Lacks Transparency. As described above, the state is to make its first QEIA payment in 2007-08. Consistent with the intent of the settlement, the administration has decided to attribute the payment back to 2004-05 on the grounds that it is meant to satisfy the Proposition 98 obligation for that year. That fiscal year, however, already is “closed” from a budget accounting perspective. Thus, the payment is not showing up in 2004-05. For that matter, it is not showing up in any year but rather is accounted for through a downward adjustment to the prior-year carry-in balance. As a result of this treatment, the $300 million payment does not appear as a budget-year expenditure—even though the funds are being used to support programs in 2007-08. Such treatment also means that interested parties cannot directly “find” the monies in any budget-year document. It does not appear in the budget bill, the proposed education trailer bill, or any of the Proposition 98 budget documents the administration routinely prepares. In short, such accounting treatment lacks transparency from both an overall budget perspective and an education perspective.

Distorts Budget Picture. Whereas the administration does not reflect the $300 million QEIA payment as a budget-year expenditure, it does reflect related tobacco securitization bond monies as budget-year revenue. That is, the budget reflects QEIA-related revenue but not QEIA-related expenditures. As a result of such accounting treatment, the 2007-08 operating shortfall is underestimated by $300 million.

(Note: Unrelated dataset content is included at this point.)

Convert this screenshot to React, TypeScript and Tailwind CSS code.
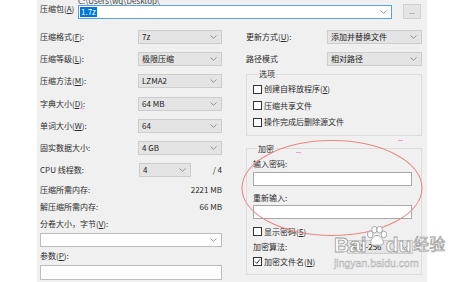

Enhance Transparency, Ensure Accuracy. We recommend the Legislature include language in the annual education trailer bill that would identify the amount of the QEIA payment being made in that year. This would greatly improve the transparency of QEIA payments, thereby helping all parties track the payments over the life of the seven-year program. We also would encourage the Legislature to work with the administration to develop a method for reflecting QEIA revenues and expenditures that would result in a more accurate portrayal of the state’s operating condition.